2 債券を発行する企業は、なんでそんなに債券の利子を払えるの?

今、ある会社が1億円を投ずると、そこから売上が生ずると予測できる新規事業があると考えます。その売り上げから売上原価を引いて(=売上総利益)、そこからその仕事に関わる社員の給与とか、外注費とか、事務所の家賃とか、さまざまな経費(販売及び一般管理費)を差し引く(=営業利益)と、1000万円が残ります。すなわち1億投ずれば、必要経費を差し引いて投資元本の10%が利益として残る予定です。ところがいま、会社にその新規事業に投資する1億円がありません。そこで債券を発行するとか、銀行から借りて1億円を用意しようと考えます。投下した資金に対して10%の利益率なので、20%も金利を払ったら大赤字です。

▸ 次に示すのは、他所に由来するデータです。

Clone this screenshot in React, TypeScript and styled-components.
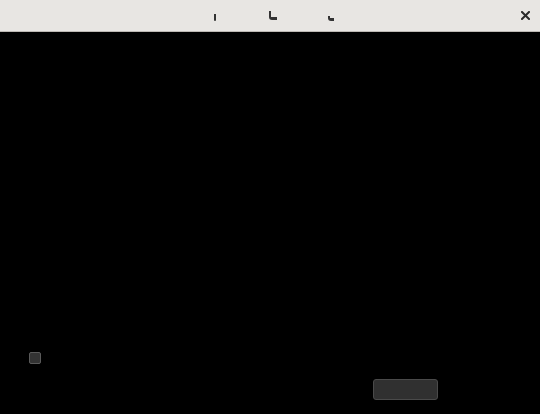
import React from "react";
import styled, { createGlobalStyle } from "styled-components";

const Global = createGlobalStyle`
  html, body { margin: 0; padding: 0; background: #000; }
  body { font-family: "Liberation Sans", Arial, sans-serif; }
  #root { width: 540px; height: 414px; }
`;

const Window = styled.div`
  width: 540px;
  height: 414px;
  display: flex;
  flex-direction: column;
  background: #000;
  overflow: hidden;
`;

const TitleBar = styled.div`
  height: 31px;
  flex: 0 0 31px;
  display: flex;
  align-items: flex-start;
  background: #e8e6e3;
  border-bottom: 1px solid #bdb9b4;
  box-sizing: content-box;
`;

const TitleGlyphs = styled.div`
  display: flex;
  align-items: flex-start;
  padding-left: 214px;
  height: 31px;
`;

const Glyph = styled.span<{ $w: number; $h: number; $top: number; $left: number; $solid?: boolean }>`
  display: block;
  box-sizing: border-box;
  width: ${(p) => p.$w}px;
  height: ${(p) => p.$h}px;
  margin-top: ${(p) => p.$top}px;
  margin-left: ${(p) => p.$left}px;
  background: ${(p) => (p.$solid ? "#333" : "transparent")};
  border-left: ${(p) => (p.$solid ? "none" : "2px solid #333")};
  border-bottom: ${(p) => (p.$solid ? "none" : "3px solid #333")};
  border-radius: ${(p) => (p.$solid ? "0 0 1px 1px" : "0 0 0 3px")};
`;

const CloseButton = styled.button`
  margin-left: auto;
  margin-right: 2px;
  width: 26px;
  height: 30px;
  padding: 0;
  border: none;
  background: transparent;
  display: flex;
  align-items: center;
  justify-content: center;
  cursor: pointer;
`;

const Body = styled.div`
  flex: 1;
  display: flex;
  flex-direction: column;
  justify-content: flex-end;
  padding: 0 102px 14px 29px;
  background: #000;
`;

const Check = styled.span`
  display: block;
  box-sizing: border-box;
  width: 12px;
  height: 12px;
  border: 1px solid #5a5a5a;
  border-radius: 2px;
  background: #333;
`;

const ButtonRow = styled.div`
  display: flex;
  justify-content: flex-end;
  margin-top: 15px;
`;

const ActionButton = styled.button`
  box-sizing: border-box;
  width: 65px;
  height: 21px;
  border: 1px solid #4a4a4a;
  border-radius: 3px;
  background: #303030;
  padding: 0;
`;

export default function App() {
  return (
    <>
      <Global />
      <Window>
        <TitleBar>
          <TitleGlyphs>
            <Glyph $solid $w={2} $h={7} $top={14} $left={0} />
            <Glyph $w={8} $h={9} $top={11} $left={53} />
            <Glyph $w={6} $h={5} $top={16} $left={51} />
          </TitleGlyphs>
          <CloseButton aria-label="Close">
            <svg width="9" height="9" viewBox="0 0 9 9">
              <path d="M1 1 L8 8 M8 1 L1 8" stroke="#2a2a2a" strokeWidth="2" strokeLinecap="square" />
            </svg>
          </CloseButton>
        </TitleBar>
        <Body>
          <Check />
          <ButtonRow>
            <ActionButton />
          </ButtonRow>
        </Body>
      </Window>
    </>
  );
}
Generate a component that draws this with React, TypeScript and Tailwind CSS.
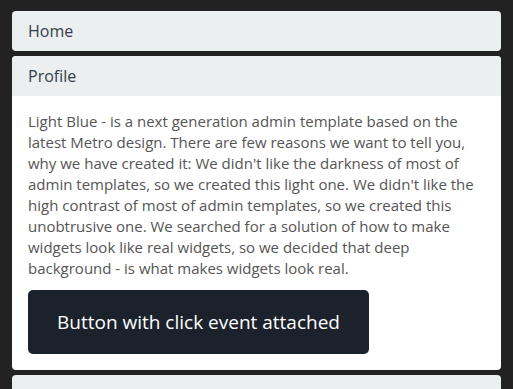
const panels = [
  { id: "home", title: "Home" },
  { id: "profile", title: "Profile" },
  // only the top edge of the next panel shows in the frame
  { id: "next", title: "" },
];

const App = () => {
  return (
    <div
      className="min-h-screen bg-[#222222] px-3 pt-[11px]"
      style={{ fontFamily: '"Open Sans", "Liberation Sans", sans-serif' }}
    >
      <div className="flex flex-col gap-[5px]">
        {panels.map((panel) => (
          <div key={panel.id} className="rounded-[4px] overflow-hidden bg-white">
            <div className="h-10 flex items-center px-4 bg-[#eceff0] text-[16px] text-[#323e49]">
              {panel.title}
            </div>
            {panel.id === "profile" && (
              <div className="px-4 pt-[15px] pb-4">
                <p className="text-[15px] leading-[21px] text-[#555555] mb-[11px]">
                  Light Blue - is a next generation admin template based on the latest Metro design. There
                  are few reasons we want to tell you, why we have created it: We didn't like the darkness of
                  most of admin templates, so we created this light one. We didn't like the high contrast of
                  most of admin templates, so we created this unobtrusive one. We searched for a solution of
                  how to make widgets look like real widgets, so we decided that deep background - is what
                  makes widgets look real.
                </p>
                <button
                  type="button"
                  className="w-[341px] h-16 rounded-[5px] bg-[#1b222b] text-white text-[19px]"
                  onClick={() => alert("clicked")}
                >
                  Button with click event attached
                </button>
              </div>
            )}
          </div>
        ))}
      </div>
    </div>
  );
};

export default App;
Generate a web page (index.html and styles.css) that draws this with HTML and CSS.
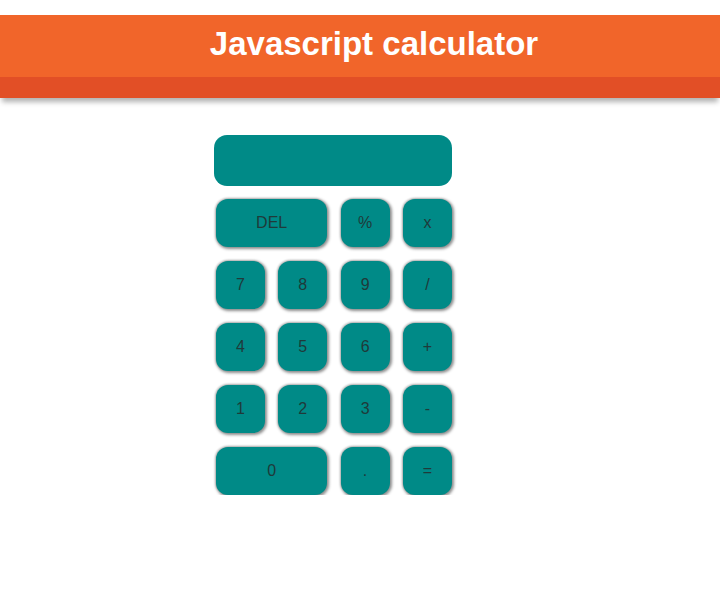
FILE: index.html
```html
<!DOCTYPE html>
<html>
<head>
<meta charset="utf-8">
<title>Javascript calculator</title>
<link rel="stylesheet" href="styles.css">
</head>
<body>
<header class="header">
  <div class="header-top"><h1 class="title">Javascript calculator</h1></div>
  <div class="header-band"></div>
</header>
<main class="calc">
  <div class="display"></div>
  <div class="keys">
    <button class="key wide">DEL</button>
    <button class="key">%</button>
    <button class="key">x</button>
    <button class="key">7</button>
    <button class="key">8</button>
    <button class="key">9</button>
    <button class="key">/</button>
    <button class="key">4</button>
    <button class="key">5</button>
    <button class="key">6</button>
    <button class="key">+</button>
    <button class="key">1</button>
    <button class="key">2</button>
    <button class="key">3</button>
    <button class="key">-</button>
    <button class="key wide">0</button>
    <button class="key">.</button>
    <button class="key">=</button>
  </div>
</main>
</body>
</html>
```
FILE: styles.css
```css
html, body {
  margin: 0;
  padding: 0;
  background: #ffffff;
  font-family: "Liberation Sans", Arial, sans-serif;
}
.header {
  margin-top: 15px;
  box-shadow: 0 6px 5px -2px rgba(0, 0, 0, 0.3);
}
.header-top {
  background: #f1652a;
  height: 62px;
  display: flex;
  align-items: center;
  justify-content: center;
  padding-left: 28px;
}
.title {
  margin: 0;
  color: #ffffff;
  font-size: 33px;
  font-weight: bold;
  line-height: 1;
  padding-bottom: 6px;
}
.header-band {
  background: #e24f26;
  height: 21px;
}
.calc {
  width: 238px;
  margin: 37px 0 0 214px;
}
.display {
  height: 51px;
  background: #008a87;
  border-radius: 13px;
}
.keys {
  margin: 13px 0 0 2px;
  display: grid;
  grid-template-columns: repeat(4, 49px);
  grid-auto-rows: 48px;
  column-gap: 13.3px;
  row-gap: 14px;
}
.key {
  background: #008a87;
  border: none;
  border-radius: 12px;
  color: #1f3a3a;
  font-family: "Liberation Sans", Arial, sans-serif;
  font-size: 16px;
  padding: 0;
  box-shadow: 1px 1px 3px 1px rgba(0, 0, 0, 0.45), -1px -1px 2px rgba(0, 0, 0, 0.15);
}
.wide {
  grid-column: span 2;
}
```
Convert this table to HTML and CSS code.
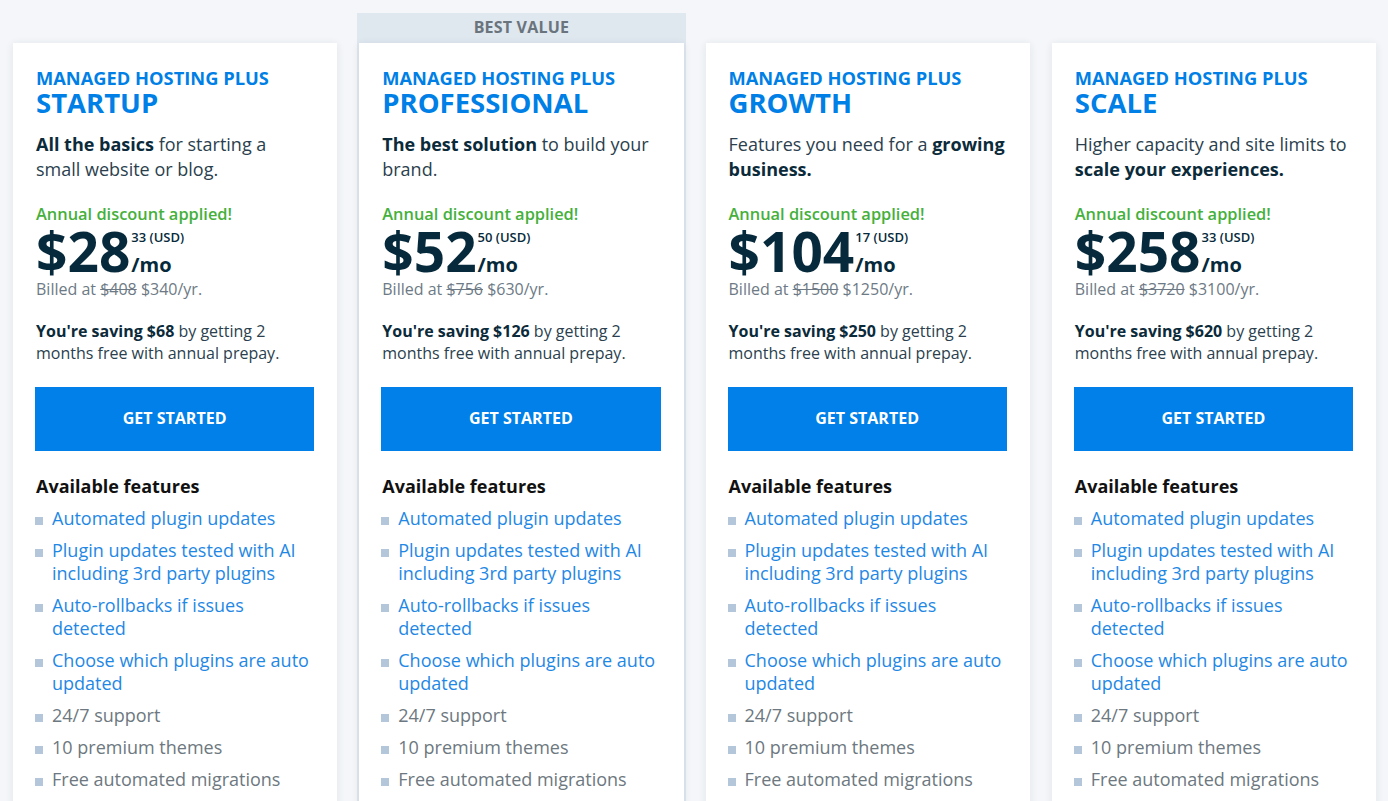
FILE: index.html
```html
<!DOCTYPE html>
<html lang="en">
<head>
    <meta charset="utf-8">
    <title>Managed Hosting Plus Plans</title>
    <link rel="stylesheet" href="styles.css">
</head>
<body>
<div id="plans">

    <div class="plan">
        <div class="plan-card">
            <div class="plan-kicker">MANAGED HOSTING PLUS</div>
            <div class="plan-name">STARTUP</div>
            <p class="plan-desc"><b>All the basics</b> for starting a small website or blog.</p>
            <div class="discount">Annual discount applied!</div>
            <div class="price">
                <span class="amount">$28</span>
                <span class="unit"><span class="cents">33 (USD)</span><span class="per">/mo</span></span>
            </div>
            <div class="billed">Billed at <s>$408</s> $340/yr.</div>
            <p class="saving"><b>You're saving $68</b> by getting 2 months free with annual prepay.</p>
            <a class="btn" href="#">GET STARTED</a>
            <div class="features-title">Available features</div>
            <ul class="features">
                <li class="link">Automated plugin updates</li>
                <li class="link">Plugin updates tested with AI including 3rd party plugins</li>
                <li class="link">Auto-rollbacks if issues detected</li>
                <li class="link">Choose which plugins are auto updated</li>
                <li>24/7 support</li>
                <li>10 premium themes</li>
                <li>Free automated migrations</li>
            </ul>
        </div>
    </div>

    <div class="plan featured">
        <div class="badge">BEST VALUE</div>
        <div class="plan-card">
            <div class="plan-kicker">MANAGED HOSTING PLUS</div>
            <div class="plan-name">PROFESSIONAL</div>
            <p class="plan-desc"><b>The best solution</b> to build your brand.</p>
            <div class="discount">Annual discount applied!</div>
            <div class="price">
                <span class="amount">$52</span>
                <span class="unit"><span class="cents">50 (USD)</span><span class="per">/mo</span></span>
            </div>
            <div class="billed">Billed at <s>$756</s> $630/yr.</div>
            <p class="saving"><b>You're saving $126</b> by getting 2 months free with annual prepay.</p>
            <a class="btn" href="#">GET STARTED</a>
            <div class="features-title">Available features</div>
            <ul class="features">
                <li class="link">Automated plugin updates</li>
                <li class="link">Plugin updates tested with AI including 3rd party plugins</li>
                <li class="link">Auto-rollbacks if issues detected</li>
                <li class="link">Choose which plugins are auto updated</li>
                <li>24/7 support</li>
                <li>10 premium themes</li>
                <li>Free automated migrations</li>
            </ul>
        </div>
    </div>

    <div class="plan">
        <div class="plan-card">
            <div class="plan-kicker">MANAGED HOSTING PLUS</div>
            <div class="plan-name">GROWTH</div>
            <p class="plan-desc">Features you need for a <b>growing business.</b></p>
            <div class="discount">Annual discount applied!</div>
            <div class="price">
                <span class="amount">$104</span>
                <span class="unit"><span class="cents">17 (USD)</span><span class="per">/mo</span></span>
            </div>
            <div class="billed">Billed at <s>$1500</s> $1250/yr.</div>
            <p class="saving"><b>You're saving $250</b> by getting 2 months free with annual prepay.</p>
            <a class="btn" href="#">GET STARTED</a>
            <div class="features-title">Available features</div>
            <ul class="features">
                <li class="link">Automated plugin updates</li>
                <li class="link">Plugin updates tested with AI including 3rd party plugins</li>
                <li class="link">Auto-rollbacks if issues detected</li>
                <li class="link">Choose which plugins are auto updated</li>
                <li>24/7 support</li>
                <li>10 premium themes</li>
                <li>Free automated migrations</li>
            </ul>
        </div>
    </div>

    <div class="plan">
        <div class="plan-card">
            <div class="plan-kicker">MANAGED HOSTING PLUS</div>
            <div class="plan-name">SCALE</div>
            <p class="plan-desc">Higher capacity and site limits to <b>scale your experiences.</b></p>
            <div class="discount">Annual discount applied!</div>
            <div class="price">
                <span class="amount">$258</span>
                <span class="unit"><span class="cents">33 (USD)</span><span class="per">/mo</span></span>
            </div>
            <div class="billed">Billed at <s>$3720</s> $3100/yr.</div>
            <p class="saving"><b>You're saving $620</b> by getting 2 months free with annual prepay.</p>
            <a class="btn" href="#">GET STARTED</a>
            <div class="features-title">Available features</div>
            <ul class="features">
                <li class="link">Automated plugin updates</li>
                <li class="link">Plugin updates tested with AI including 3rd party plugins</li>
                <li class="link">Auto-rollbacks if issues detected</li>
                <li class="link">Choose which plugins are auto updated</li>
                <li>24/7 support</li>
                <li>10 premium themes</li>
                <li>Free automated migrations</li>
            </ul>
        </div>
    </div>

</div>
</body>
</html>
```

FILE: styles.css
```css
html {
    overflow: hidden;
}

body {
    margin: 0;
    padding: 0;
    background: #f4f6f9;
    font-family: "Open Sans", "Liberation Sans", sans-serif;
    color: #0e2b3c;
}

#plans {
    display: grid;
    grid-template-columns: repeat(4, 1fr);
    column-gap: 22px;
    padding: 0 12px 0 13px;
    align-items: start;
}

.plan {
    margin-top: 43px;
}

.plan.featured {
    margin: 13px -2px 0;
    background: #dfe7ef;
    padding: 0 2px;
}

.badge {
    height: 30px;
    line-height: 29px;
    text-align: center;
    font-size: 16px;
    font-weight: 700;
    color: #6a747d;
    letter-spacing: 0.2px;
}

.plan-card {
    background: white;
    padding: 24px 23px 40px 23px;
    box-shadow: 0 1px 8px rgba(30, 50, 80, 0.09);
    height: 900px;
}

.plan-kicker {
    font-size: 18.3px;
    line-height: 22px;
    font-weight: 700;
    color: #007fe6;
}

.plan-name {
    font-size: 27.5px;
    line-height: 28px;
    font-weight: 700;
    color: #007fe6;
}

.plan-desc {
    margin: 15px 0 0 0;
    font-size: 18px;
    line-height: 25px;
    color: #2b3f4e;
}

.plan-desc b, .saving b {
    color: #0b2a3a;
    font-weight: 700;
}

.discount {
    margin-top: 21px;
    font-size: 16.4px;
    line-height: 22px;
    font-weight: 600;
    color: #45b03c;
}

.price {
    display: flex;
    color: #062a3b;
}

.amount {
    font-size: 55px;
    line-height: 55px;
    font-weight: 700;
    margin-top: -2px;
}

.unit {
    display: flex;
    flex-direction: column;
    justify-content: space-between;
    padding: 5px 0 3px 1px;
    font-weight: 700;
}

.cents {
    font-size: 13px;
    line-height: 15px;
    font-weight: 600;
}

.per {
    font-size: 20px;
    line-height: 20px;
}

.billed {
    font-size: 16px;
    line-height: 22px;
    color: #6d7a85;
}

.saving {
    margin: 20px 0 0 0;
    font-size: 16px;
    line-height: 22px;
    color: #2b3f4e;
}

.btn {
    display: block;
    margin: 23px 0 0 -1px;
    height: 64px;
    line-height: 63px;
    text-align: center;
    background: #0080e8;
    color: white;
    font-size: 16px;
    font-weight: 700;
    text-decoration: none;
}

.features-title {
    margin-top: 23px;
    font-size: 18px;
    line-height: 24px;
    font-weight: 700;
    color: #111;
}

.features {
    list-style: none;
    margin: 9px 0 0 -1px;
    padding: 0;
}

.features li {
    position: relative;
    padding-left: 17px;
    margin-bottom: 9px;
    font-size: 18px;
    line-height: 23px;
    color: #6d7880;
}

.features li::before {
    content: "";
    position: absolute;
    left: 0;
    top: 10px;
    width: 8px;
    height: 8px;
    background: #b3c6da;
}

.features li.link {
    color: #1f88e5;
}
```
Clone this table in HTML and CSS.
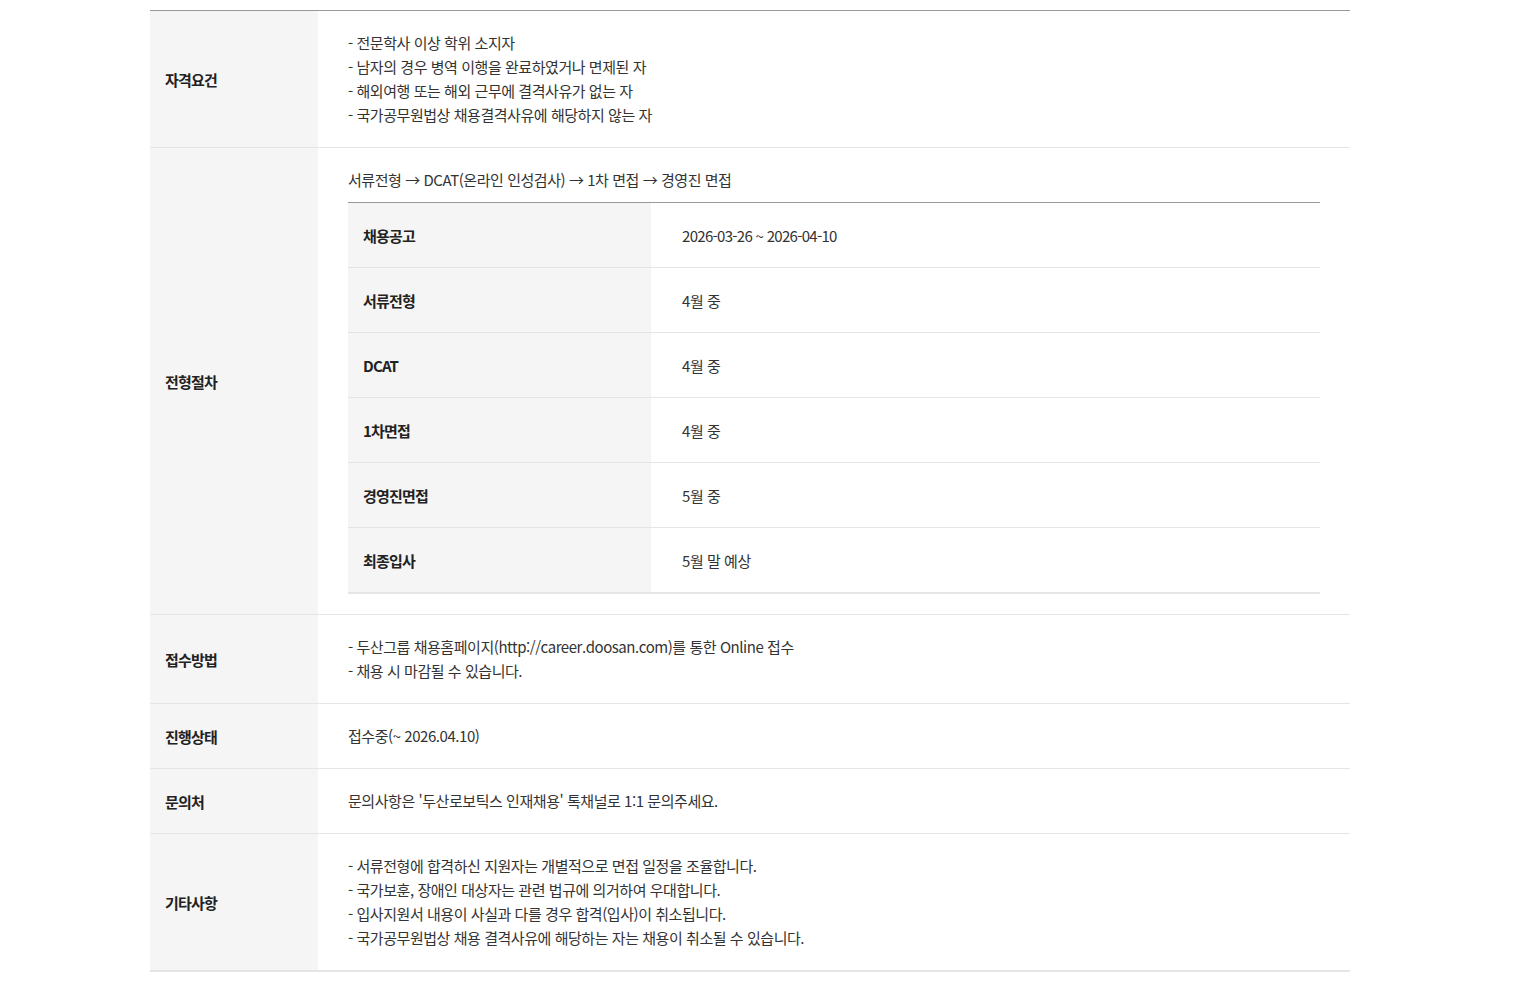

 営業利益は金融収支を考慮する前段階の利益です。この営業利益から経常的に生ずる金融収支(債券や借入金の金利支払い、株などの配当金収入)をマイナスしたり、プラスしたりして経常利益が算出されます。したがって考慮すべきは「営業利益の投下資金に対する比率」ということになります。財務分ではROE(資本利益率)とかROA(総資産利益率)がよく出てきますが、これらは分子の利益が経常利益になっているので、これだと金利をどの程度はらえそうかという目安になりません。すでに金利支払いを終えた後段階の利益(経常利益)だからです。

 そこで気が付いたのが、財務分析指標のなかでちょうどよい投下資本利益率(ROIC)です。このROICは分子が営業利益なので、借入金や債券の利子支払い前段階の利益です。また分母の投下資本は有利子負債(債券とか借入金)と株主資本の合計で、実際に仕事に投下する資金です。これほど良い目安はないと思います。

 さてそうするとこのROIC(投下資本利益率)はどの程度でしょうか?

最近ではハウス食品が2027年までの計画において6%以上を目指すと報道されています。日本全体として最新の公的統計が見つかりませんでしたが、概ね5%超程度が中央値のようです。

 債券発行した企業が、仮にROIC(投下資本利益率)5%だとします。1億を投じて事業を行い、経費支払い後500万円が残るということです。ここからその1億円を調達したコストである金利を支払う。1億を債券で調達したら、1%の金利をはらうと500万のうち100万円を支払うことになります。債券購入者に20%もの利子をはらうなど到底できません。

このROICを5%程度と考えれば、おのずと企業が発行する債券の確定利子が20%とかいわれたら「これは間違いなくおかしい」と考えるべきでしょう。

あとから考えることは誰でもできる

 以上の理屈は、後から考えたもので、実際にそういう話を持ち込まれて、絶対安心、リスク無し、私を信じてとかいわれたら、さらに人気だから今決断しないと買えません、とか言われると、つい騙されてしまう可能性は誰にもありそうです。そういう時は、儲かる話はいつでもある、慌てることはないと思えるかどうかかもしれません。また、金融知識に自信がある人ほど投資詐欺にやられてしまうという調査結果もあるので、まずはリスク無し資産のリターンは0.69%が限度(今の金利状況ですが)、これを超えたリターンをリスク無しで得られるといわれたら詐欺か説明している人の勘違いとおもって、公的機関等に事前に確認することをお勧めします。